A lot of attention and roadside signage has been given to the Board of Education, with 10 Republican candidates running for four District 2 seats, five Democratic candidates running for two District 1 seats and 11 candidates running for three at-large seats.
All nine seats are open this year. And with several incumbents choosing not to run, the school board will undergo a significant change.
Current board members who are stepping down include Republicans Dana Caudill Jones and Marilyn Parker as well as Democrats Malishai Woodbury, Andrea Bramer and Elisabeth Motsinger. We’re grateful for their service and dedication and hope those who replace them will follow in their footsteps.
We offer no endorsements for primary elections, but we do offer this general perspective for the school board races:
As COVID-19 continues to fade into the background — we hope — our students face significant challenges. They’ve all suffered the effects of sequestration, remote learning, mask-wearing and social-distancing, which has put them behind academically and socially.
Some candidates have cast aspersions on members of the school board for what they feel were deficient decisions.
But Monday morning quarterbacking is easy. More difficult was making decisions in real time when the short-term severity and long-term consequences of COVID were unknown — and while under pressure from unhappy parents, some of whom were led astray about the severity and risk of COVID by malcontented cable TV personalities.

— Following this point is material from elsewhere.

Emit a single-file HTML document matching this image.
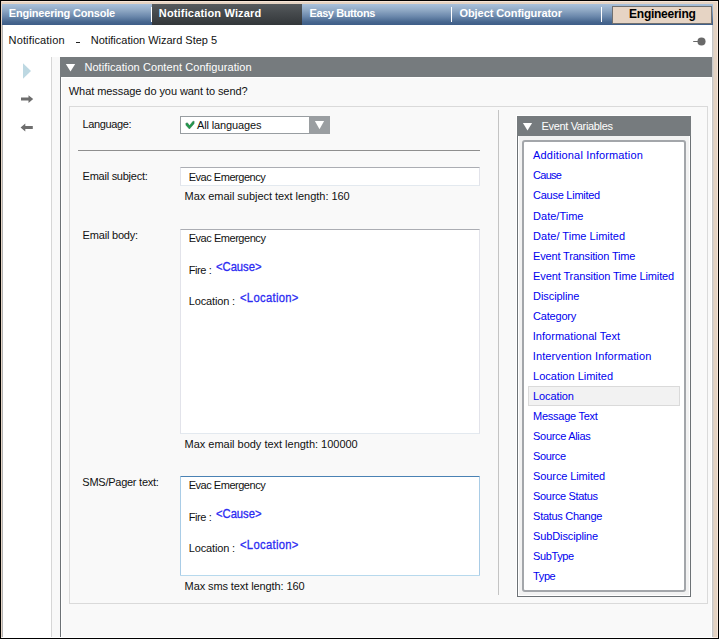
<!DOCTYPE html>
<html><head><meta charset="utf-8"><title>Notification Wizard</title>
<style>
html,body{margin:0;padding:0;}
body{width:719px;height:639px;overflow:hidden;background:#000;position:relative;font-family:"Liberation Sans", sans-serif;}
.a{position:absolute;}
.t{position:absolute;white-space:nowrap;line-height:1;margin:0;padding:0;}
</style></head>
<body>
<div class="a" style="left:1px;top:1px;width:717px;height:637px;background:#e4d3c3;"></div>
<div class="a" style="left:1px;top:1px;width:717px;height:1px;background:#f6e5d7;"></div>
<div class="a" style="left:1px;top:1px;width:1px;height:637px;background:#e6d5c5;"></div>
<div class="a" style="left:717px;top:1px;width:1px;height:637px;background:#f6e5d7;"></div>
<div class="a" style="left:1px;top:637px;width:717px;height:1px;background:#f9ece1;"></div>
<div class="a" style="left:2px;top:4px;width:711px;height:634px;background:#ffffff;"></div>
<div class="a" style="left:712px;top:25px;width:1px;height:612px;background:#c6c6c6;"></div>
<div class="a" style="left:2px;top:25px;width:1px;height:612px;background:#b4b4b4;"></div>
<div class="a" style="left:713px;top:25px;width:1px;height:612px;background:#d9d1ca;"></div>
<div class="a" style="left:2px;top:4px;width:711px;height:21px;background:linear-gradient(#aac2dc 0%,#8fa8c4 30%,#6a87ab 60%,#48678f 85%,#3e5e88 100%);"></div>
<div class="a" style="left:152px;top:4px;width:150px;height:21px;background:linear-gradient(#565b5e 0%,#45494c 45%,#33373a 100%);"></div>
<div class="a" style="left:151px;top:7px;width:1px;height:15px;background:#ffffff;"></div>
<div class="a" style="left:451px;top:7px;width:1px;height:15px;background:#ffffff;"></div>
<div class="a" style="left:601px;top:7px;width:1px;height:15px;background:#ffffff;"></div>
<div class="a" style="left:612px;top:6px;width:100px;height:18px;background:#e6d4c4;border:1px solid #707070;box-sizing:border-box;"></div>
<svg class="a" style="left:690px;top:35px" width="20" height="14" viewBox="0 0 20 14"><circle cx="11.5" cy="6.5" r="4.05" fill="#696969"/><rect x="3.2" y="6" width="5" height="1" fill="#696969"/></svg>
<div class="a" style="left:51px;top:57px;width:1px;height:580px;background:#d6d6d6;"></div>
<div class="a" style="left:52px;top:57px;width:8px;height:580px;background:#f8f8f8;"></div>
<div class="a" style="left:60px;top:57px;width:652px;height:580px;background:#f9f9f9;"></div>
<div class="a" style="left:711px;top:77px;width:1px;height:560px;background:#ffffff;"></div>
<div class="a" style="left:61px;top:77px;width:1px;height:560px;background:#ffffff;"></div>
<div class="a" style="left:61px;top:77px;width:650px;height:1px;background:#ffffff;"></div>
<div class="a" style="left:60px;top:57px;width:1px;height:580px;background:#6d7276;"></div>
<div class="a" style="left:60px;top:57px;width:652px;height:20px;background:#767b7e;"></div>
<svg class="a" style="left:64px;top:62px" width="14" height="12" viewBox="0 0 14 12"><path d="M1.8 2 L11.2 2 L6.5 9.4 Z" fill="#fff"/></svg>
<svg class="a" style="left:18px;top:60px" width="20" height="80" viewBox="0 0 20 80"><path d="M5 3.2 L13 11 L5 18.8 Z" fill="#bdd8e2"/><path d="M3 37.6 H10.5 V35.2 L15.2 39.1 L10.5 43 V40.6 H3 Z" fill="#6e6e6e"/><path d="M14.8 66 H7.3 V63.6 L2.6 67.5 L7.3 71.4 V69 H14.8 Z" fill="#6e6e6e"/></svg>
<div class="a" style="left:69px;top:106px;width:639px;height:498px;border:1px solid #dadada;box-sizing:border-box;background:#f9f9f9;"></div>
<div class="a" style="left:180px;top:116px;width:150px;height:18px;background:#fff;border:1px solid #989da1;box-sizing:border-box;"></div>
<div class="a" style="left:309px;top:116px;width:21px;height:18px;background:#9a9ea1;"></div>
<svg class="a" style="left:309px;top:116px" width="21" height="18" viewBox="0 0 21 18"><path d="M5.9 5 L15.1 5 L10.5 13.3 Z" fill="#fff"/></svg>
<svg class="a" style="left:184px;top:119px" width="12" height="12" viewBox="0 0 12 12"><path d="M1.8 4.4 L3.3 3.8 L5.6 6.6 L9.0 2.2 L10.2 2.4 L10.0 4.8 L5.4 10.0 L2.0 6.2 Z" fill="#229a4c" stroke="#2f6a4a" stroke-width="0.5"/></svg>
<div class="a" style="left:78px;top:150px;width:402px;height:1px;background:#8f8f8f;"></div>
<div class="a" style="left:180px;top:167px;width:300px;height:19px;background:#fff;border:1px solid #e2e3ea;border-top-color:#abadb3;border-bottom-color:#e3e9ef;box-sizing:border-box;"></div>
<div class="a" style="left:180px;top:229px;width:300px;height:205px;background:#fff;border:1px solid #e2e3ea;border-top-color:#abadb3;border-bottom-color:#e3e9ef;box-sizing:border-box;"></div>
<div class="a" style="left:180px;top:476px;width:300px;height:100px;background:#fff;border:1px solid #a9cce6;border-top-color:#4a82b4;border-bottom-color:#b7d9ed;border-radius:1px;box-sizing:border-box;"></div>
<div class="a" style="left:498px;top:110px;width:1px;height:485px;background:#c4c4c4;"></div>
<div class="a" style="left:517px;top:116px;width:174px;height:481px;background:#f2f2f2;border:1px solid #6d7276;box-sizing:border-box;box-shadow:inset 0 0 0 1px #ffffff,-1px -1px 0 #ffffff;"></div>
<div class="a" style="left:517px;top:116px;width:174px;height:20px;background:#767b7e;"></div>
<svg class="a" style="left:521px;top:121px" width="14" height="12" viewBox="0 0 14 12"><path d="M1.9 1.9 L11.1 1.9 L6.5 9.4 Z" fill="#fff"/></svg>
<div class="a" style="left:522px;top:140px;width:164px;height:452px;background:#fff;border:2px solid #a3a6aa;border-radius:3px;box-sizing:border-box;"></div>
<div class="a" style="left:528px;top:386px;width:152px;height:20px;background:#f2f2f2;border:1px solid #dadada;box-sizing:border-box;"></div>
<div class="a" style="left:76.4px;top:42px;width:3.5px;height:1px;background:#222;"></div>
<span id="t1" class="t" style="left:8.80px;top:8.00px;font-size:11px;font-weight:bold;color:#ffffff;letter-spacing:-0.205px">Engineering Console</span>
<span id="t2" class="t" style="left:158.80px;top:8.00px;font-size:11px;font-weight:bold;color:#ffffff;letter-spacing:0.162px">Notification Wizard</span>
<span id="t3" class="t" style="left:309.50px;top:8.00px;font-size:11px;font-weight:bold;color:#ffffff;letter-spacing:-0.407px">Easy Buttons</span>
<span id="t4" class="t" style="left:459.50px;top:8.00px;font-size:11px;font-weight:bold;color:#ffffff;letter-spacing:-0.078px">Object Configurator</span>
<span id="t5" class="t" style="left:629.10px;top:8.00px;font-size:12px;font-weight:bold;color:#000000;letter-spacing:-0.261px">Engineering</span>
<span id="b1" class="t" style="left:8.60px;top:35.00px;font-size:11px;font-weight:normal;color:#111111;letter-spacing:0.137px">Notification</span>
<span id="b3" class="t" style="left:90.80px;top:35.00px;font-size:11px;font-weight:normal;color:#111111;letter-spacing:-0.009px">Notification Wizard Step 5</span>
<span id="h1" class="t" style="left:84.40px;top:62.00px;font-size:11px;font-weight:normal;color:#ffffff;letter-spacing:0.083px">Notification Content Configuration</span>
<span id="q1" class="t" style="left:68.80px;top:86.00px;font-size:11px;font-weight:normal;color:#111111;letter-spacing:-0.068px">What message do you want to send?</span>
<span id="l1" class="t" style="left:82.50px;top:119.00px;font-size:11px;font-weight:normal;color:#111111;letter-spacing:-0.355px">Language:</span>
<span id="l2" class="t" style="left:82.60px;top:171.00px;font-size:11px;font-weight:normal;color:#111111;letter-spacing:-0.255px">Email subject:</span>
<span id="l3" class="t" style="left:82.60px;top:230.00px;font-size:11px;font-weight:normal;color:#111111;letter-spacing:-0.191px">Email body:</span>
<span id="l4" class="t" style="left:82.30px;top:477.00px;font-size:11px;font-weight:normal;color:#111111;letter-spacing:-0.252px">SMS/Pager text:</span>
<span id="c1" class="t" style="left:197.00px;top:120.00px;font-size:11px;font-weight:normal;color:#111111;letter-spacing:-0.129px">All languages</span>
<span id="s1" class="t" style="left:188.70px;top:172.00px;font-size:11px;font-weight:normal;color:#111111;letter-spacing:-0.469px">Evac Emergency</span>
<span id="m1" class="t" style="left:184.50px;top:191.00px;font-size:11px;font-weight:normal;color:#111111;letter-spacing:-0.033px">Max email subject text length: 160</span>
<span id="e1" class="t" style="left:188.70px;top:233.00px;font-size:11px;font-weight:normal;color:#111111;letter-spacing:-0.457px">Evac Emergency</span>
<span id="e2" class="t" style="left:188.80px;top:265.00px;font-size:11px;font-weight:normal;color:#111111;letter-spacing:-0.420px">Fire :</span>
<span id="e3" class="t" style="left:216.20px;top:261.00px;font-size:12.5px;font-weight:normal;color:#2b2bf2;letter-spacing:-0.035px;transform:scaleX(0.9);transform-origin:0 0;-webkit-text-stroke:0.3px #2b2bf2">&lt;Cause&gt;</span>
<span id="e4" class="t" style="left:188.80px;top:296.00px;font-size:11px;font-weight:normal;color:#111111;letter-spacing:-0.149px">Location :</span>
<span id="e5" class="t" style="left:239.70px;top:292.00px;font-size:12.5px;font-weight:normal;color:#2b2bf2;letter-spacing:0.333px;transform:scaleX(0.9);transform-origin:0 0;-webkit-text-stroke:0.3px #2b2bf2">&lt;Location&gt;</span>
<span id="m2" class="t" style="left:184.50px;top:439.00px;font-size:11px;font-weight:normal;color:#111111;letter-spacing:-0.014px">Max email body text length: 100000</span>
<span id="p1" class="t" style="left:188.70px;top:480.00px;font-size:11px;font-weight:normal;color:#111111;letter-spacing:-0.473px">Evac Emergency</span>
<span id="p2" class="t" style="left:188.80px;top:512.00px;font-size:11px;font-weight:normal;color:#111111;letter-spacing:-0.420px">Fire :</span>
<span id="p3" class="t" style="left:216.20px;top:508.00px;font-size:12.5px;font-weight:normal;color:#2b2bf2;letter-spacing:-0.035px;transform:scaleX(0.9);transform-origin:0 0;-webkit-text-stroke:0.3px #2b2bf2">&lt;Cause&gt;</span>
<span id="p4" class="t" style="left:188.80px;top:543.00px;font-size:11px;font-weight:normal;color:#111111;letter-spacing:-0.149px">Location :</span>
<span id="p5" class="t" style="left:239.70px;top:539.00px;font-size:12.5px;font-weight:normal;color:#2b2bf2;letter-spacing:0.333px;transform:scaleX(0.9);transform-origin:0 0;-webkit-text-stroke:0.3px #2b2bf2">&lt;Location&gt;</span>
<span id="m3" class="t" style="left:184.60px;top:581.00px;font-size:11px;font-weight:normal;color:#111111;letter-spacing:-0.098px">Max sms text length: 160</span>
<span id="v0" class="t" style="left:541.50px;top:121.00px;font-size:11px;font-weight:normal;color:#ffffff;letter-spacing:-0.338px">Event Variables</span>
<span id="i0" class="t" style="left:533.10px;top:150.00px;font-size:11px;font-weight:normal;color:#0000ee;letter-spacing:0.158px">Additional Information</span>
<span id="i1" class="t" style="left:533.10px;top:170.00px;font-size:11px;font-weight:normal;color:#0000ee;letter-spacing:-0.745px">Cause</span>
<span id="i2" class="t" style="left:533.10px;top:190.00px;font-size:11px;font-weight:normal;color:#0000ee;letter-spacing:-0.266px">Cause Limited</span>
<span id="i3" class="t" style="left:533.10px;top:211.00px;font-size:11px;font-weight:normal;color:#0000ee;letter-spacing:-0.001px">Date/Time</span>
<span id="i4" class="t" style="left:533.10px;top:231.00px;font-size:11px;font-weight:normal;color:#0000ee;letter-spacing:0.019px">Date/ Time Limited</span>
<span id="i5" class="t" style="left:533.10px;top:251.00px;font-size:11px;font-weight:normal;color:#0000ee;letter-spacing:-0.172px">Event Transition Time</span>
<span id="i6" class="t" style="left:533.10px;top:271.00px;font-size:11px;font-weight:normal;color:#0000ee;letter-spacing:-0.113px">Event Transition Time Limited</span>
<span id="i7" class="t" style="left:533.10px;top:291.00px;font-size:11px;font-weight:normal;color:#0000ee;letter-spacing:-0.084px">Discipline</span>
<span id="i8" class="t" style="left:533.10px;top:311.00px;font-size:11px;font-weight:normal;color:#0000ee;letter-spacing:-0.205px">Category</span>
<span id="i9" class="t" style="left:532.70px;top:331.00px;font-size:11px;font-weight:normal;color:#0000ee;letter-spacing:0.043px">Informational Text</span>
<span id="i10" class="t" style="left:532.70px;top:351.00px;font-size:11px;font-weight:normal;color:#0000ee;letter-spacing:0.133px">Intervention Information</span>
<span id="i11" class="t" style="left:533.10px;top:371.00px;font-size:11px;font-weight:normal;color:#0000ee;letter-spacing:-0.012px">Location Limited</span>
<span id="i12" class="t" style="left:533.10px;top:391.00px;font-size:11px;font-weight:normal;color:#0000ee;letter-spacing:-0.110px">Location</span>
<span id="i13" class="t" style="left:533.10px;top:411.00px;font-size:11px;font-weight:normal;color:#0000ee;letter-spacing:-0.273px">Message Text</span>
<span id="i14" class="t" style="left:533.10px;top:431.00px;font-size:11px;font-weight:normal;color:#0000ee;letter-spacing:-0.323px">Source Alias</span>
<span id="i15" class="t" style="left:533.10px;top:451.00px;font-size:11px;font-weight:normal;color:#0000ee;letter-spacing:-0.367px">Source</span>
<span id="i16" class="t" style="left:533.10px;top:471.00px;font-size:11px;font-weight:normal;color:#0000ee;letter-spacing:-0.112px">Source Limited</span>
<span id="i17" class="t" style="left:533.10px;top:491.00px;font-size:11px;font-weight:normal;color:#0000ee;letter-spacing:-0.341px">Source Status</span>
<span id="i18" class="t" style="left:533.10px;top:511.00px;font-size:11px;font-weight:normal;color:#0000ee;letter-spacing:-0.296px">Status Change</span>
<span id="i19" class="t" style="left:533.10px;top:531.00px;font-size:11px;font-weight:normal;color:#0000ee;letter-spacing:-0.127px">SubDiscipline</span>
<span id="i20" class="t" style="left:533.10px;top:551.00px;font-size:11px;font-weight:normal;color:#0000ee;letter-spacing:-0.400px">SubType</span>
<span id="i21" class="t" style="left:533.10px;top:571.00px;font-size:11px;font-weight:normal;color:#0000ee;letter-spacing:-0.410px">Type</span>
</body></html>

School board members also had to deal with pressure from teachers, bus drivers and other school employees who at times felt their safety wasn’t being prioritized. And they had to take into consideration students who had special needs and students who belonged to at-risk groups.
On top of COVID, they had to deal with guns and drugs in schools, a deadly school shooting at Mount Tabor High School and the possibility of the kind of activist violence toward school-board members they were witnessing in other areas of the state and country.
But our school board took responsibility and made the hard decisions. Sometimes, members disagreed with each other, but they were all mature enough to accept majority decisions and put aside personal feelings for the sake of the children.
Their main concern was to keep our children safe and alive. For the most part, they followed the reasonable scientific guidelines produced by trustworthy medical officials like now-former state Health Secretary Dr. Mandy Cohen. They established reasonable metrics for when schools should open and close rather than rely on the mood of the moment or the anger pointed their way by irritable parents.
Despite their precautions, some teachers, staff and students contracted the virus.
Whatever considerations voters take with them as they cast their ballots, to punish school board members now for not seeing into the future then would be unfair.